Se em 2014 o critério fosse o do distritão, no Rio Grande do Sul, o resultado final teria três diferenças na Câmara e seis na Assembleia (veja quadro abaixo). Com 103.006 votos, José Fogaça ficou na primeira suplência. Ele, Fernando Marroni e Ronaldo Zulke (ambos do PT), fizeram mais votos do que José Otávio Germano (PP), Ronaldo Nogueira (PTB) e José Stedile (PSB), mas não se elegeram.
Na Assembleia, João Reinelli (PV) conseguiu entrar com 9.098 votos, enquanto seis candidatos com mais de 30 mil ficaram na suplência.
Se o distritão prevalecer, a lógica dos partidos vai mudar. Haverá um número menor de candidatos, com campanhas mais caras porque a meta será ficar entre os primeiros. O voto na legenda deixará de existir, favorecendo o individualismo.
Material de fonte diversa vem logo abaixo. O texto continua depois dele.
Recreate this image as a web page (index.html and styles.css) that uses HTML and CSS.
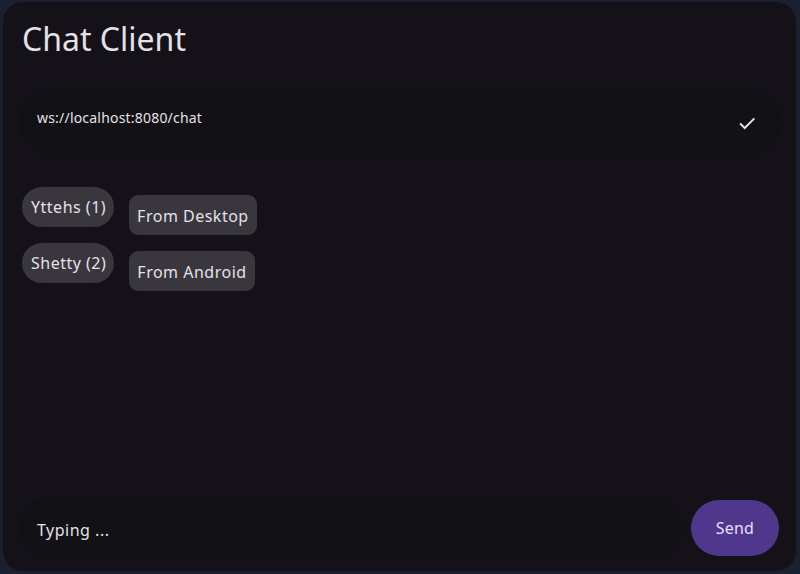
FILE: index.html
```html
<!DOCTYPE html>
<html>
<head>
<meta charset="utf-8">
<link rel="stylesheet" href="styles.css">
</head>
<body>
<div class="window">
  <h1 class="title">Chat Client</h1>
  <div class="url-field">
    <span class="url-text">ws://localhost:8080/chat</span>
    <svg class="check" width="22" height="22" viewBox="0 0 24 24"><path d="M4.5 12.5l5 5L20 7" fill="none" stroke="#e6e0e9" stroke-width="2.1"/></svg>
  </div>
  <div class="messages">
    <div class="msg-row">
      <span class="chip">Yttehs (1)</span>
      <span class="bubble">From Desktop</span>
    </div>
    <div class="msg-row">
      <span class="chip">Shetty (2)</span>
      <span class="bubble">From Android</span>
    </div>
  </div>
  <div class="composer">
    <div class="input-field"><span class="placeholder">Typing ...</span></div>
    <button class="send">Send</button>
  </div>
</div>
</body>
</html>
```
FILE: styles.css
```css
html, body {
  margin: 0;
  padding: 0;
  height: 100%;
  background: #1b2030;
}
body {
  padding: 2px 4px 3px 3px;
  box-sizing: border-box;
  font-family: "Noto Sans", "Open Sans", sans-serif;
}
.window {
  height: 100%;
  background: #141218;
  border-radius: 20px;
  display: flex;
  flex-direction: column;
  padding: 0 17px 14px 19px;
  box-sizing: border-box;
}
.title {
  margin: 16px 0 0 0;
  font-size: 32px;
  font-weight: 400;
  color: #e6e0e9;
  line-height: 42px;
}
.url-field {
  margin-top: 32px;
  height: 60px;
  border-radius: 30px;
  background: #121116;
  box-shadow: 0 0 3px rgba(0,0,0,0.25);
  display: flex;
  align-items: center;
  padding: 0 21px 0 15px;
  justify-content: space-between;
}
.url-text {
  font-size: 14px;
  letter-spacing: 0.2px;
  color: #e6e0e9;
  margin-top: -10px;
}
.check { margin-top: 2px; }
.messages {
  flex: 1;
  margin-top: 35px;
  display: flex;
  flex-direction: column;
  gap: 8px;
}
.msg-row {
  display: flex;
  align-items: flex-start;
  gap: 15px;
}
.chip {
  height: 40px;
  line-height: 40px;
  padding: 0 8px 0 9px;
  border-radius: 20px;
  background: #39363d;
  color: #e6e0e9;
  font-size: 16px;
  letter-spacing: 0.5px;
}
.bubble {
  margin-top: 8px;
  height: 40px;
  line-height: 42px;
  padding: 0 8px 0 8px;
  border-radius: 9px;
  background: #39363d;
  color: #e6e0e9;
  font-size: 16px;
  letter-spacing: 0.5px;
}
.composer {
  display: flex;
  align-items: center;
  gap: 11px;
}
.input-field {
  flex: 1;
  height: 58px;
  border-radius: 29px;
  background: #121116;
  box-shadow: 0 0 3px rgba(0,0,0,0.25);
  display: flex;
  align-items: center;
  padding-left: 15px;
}
.placeholder {
  font-size: 16px;
  letter-spacing: 0.5px;
  color: #e6e0e9;
  margin-top: 4px;
}
.send {
  width: 88px;
  height: 56px;
  border: none;
  border-radius: 28px;
  background: #4f378b;
  color: #eaddff;
  font-family: inherit;
  font-size: 16px;
  letter-spacing: 0.2px;
  padding: 0;
}
```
Mais do que o distritão, a grande polêmica, para os eleitores, é a criação do novo fundo de financiamento das campanhas. Hoje, já existem na prática duas formas de aporte público: o fundo partidário e a estrutura com que contam os detentores de mandato – de verbas de gabinete e assessores lotados na base eleitoral. Por mais que a Lava-Jato tenha escancarado a relação entre a corrupção e o financiamento privado, o eleitor não tolera ver o dinheiro do orçamento ser direcionado para as campanhas.
Aliás
O ex-vice-prefeito Sebastião Melo (PMDB) alerta que o distritão vai "reforçar a ditadura das cúpulas partidárias, que escolherão os poucos que serão candidatos", inibindo a possibilidade de renovação.